2008-12-21 07:36 pm (UTC)
Hee hee. Nice.
We got about three inches here. Pretty serious for this area, but not anywhere near enough to prevent travel by car in a flat area like the Green River Valley. (The presence of other drivers with dubious winter driving skills is plenty to keep me at home, though.) Seven inches is definitely getting to the point of being impassable for passenger cars without the aid of snowplows, though!
6+ inches here in Vancouver, WA, with 1/4" of ice on top of the snow (and everything else). I came over to Thumper's place last night in anticipation, and we're keeping warm. Starting to get hungry though. Thumper's house is notoriously un-stocked foodwise.
So you went where there were fursuits to snuggle but where there was no food... I see where your survival priorities lie... ;)
Hehe. I got a bunny hug, but that's it so far ;-)
I was implying nothing more than staying warm with huggable fuzziness. :D
That's a very good idea. I wonder if I could convince Thumper to put a suit on for me to snuggle ;-)
Would need a movie or something as an excuse.

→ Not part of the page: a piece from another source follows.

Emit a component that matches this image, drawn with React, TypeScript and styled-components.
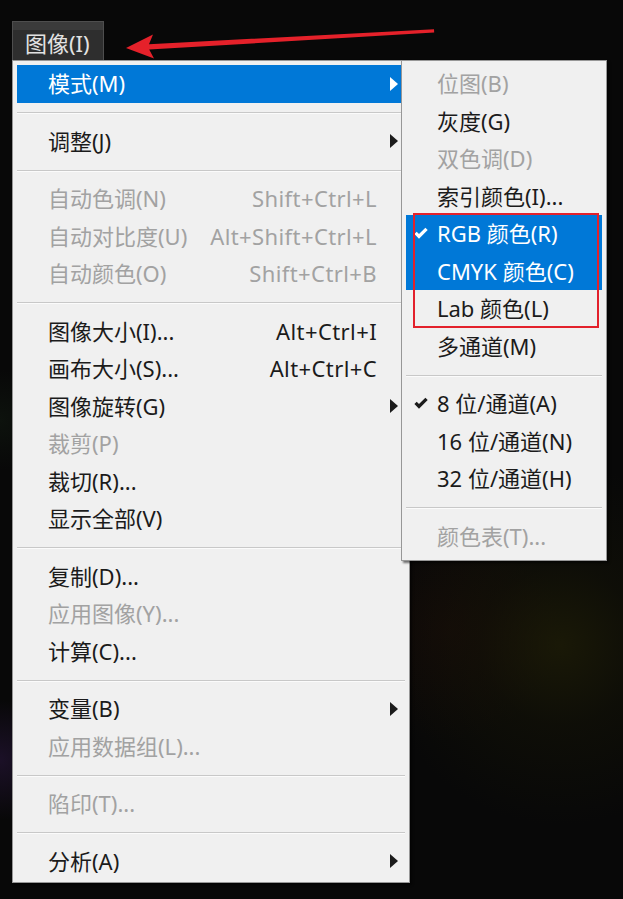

Too bad I don't have a Remy to keep me warm!
In the cold weather, keeping warm is a matter of survival! Were Remy there, he'd readily volunteer. :)
Heh. Very cute. I too converted raw ingredients last night to portable patties that don't need further cooking or warming, got up those curtains I've been meaning to put up, etc.
But the degree to which the city becomes paralyzed by snow really isn't trivial. We're not prepared for it. I grew up where we do get real snow on a regular basis, and this would be *yawn* there. But in NY and Michigan, people have winter clothes and snow tires and know how to drive in snow; house are insulated; people don't become isolated and housebound because of snow. And fact that this city is a series of slopes doesn't help.
West Seattle is pretty much snow-bound. Pretty but paralyzed. Damn, I wish I lived within walking distance of the restaurants but 3 miles in this weather is too much.
It's true that the city area isn't able to handle much snow, with many hills and few snowplows. And I think the weather has varied a lot; I hear that the eastside also got a healthy dose but out here on Bainbridge we've just had this sedate, still blanket of powder despite local pandemonium at the stores.
(Being from prime earthquake country, I'm also used to having a minimum of 3 days' supplies on hand at all times.)
Yes, we also keep food and emergency supplies at all times. We aimed for three months' worth--not for just natural disasters, but epidemics or even just periods of low income. Or being sick; IHG and I can trade off illness for many weeks at a time. (That's much less of an issue these days as we can get food delivered.) It bugs us that this place is too small to keep much in the way of a food stockpile.
Oh, and the winter gods reminded me that they don't like being mocked and gave me another hour-long power outage as a warning. :)
It's not nice to fool Mother Nature.
Indeed. There's just some times where I have to laugh in order to cope. But Mother Nature is not as amused by it as I am, it appears.
Too funny. :)
We've got a couple of feet here in Portland by now. No kidding. Again, the folks from the East Coast are laughing their derrieres off at us who are stressed about the snow, but same problem as you guys have - we aren't set up for it, we haven't got the infrastructure, the clothes, the driving skills... Also, by now the snow is significantly higher than the undercarriage of my car. Which makes backing out of my parking spot in our unplowed parking lot... not gonna happen.
And I'm supposed to feed my friend's cats while she's gone. Riiiiight.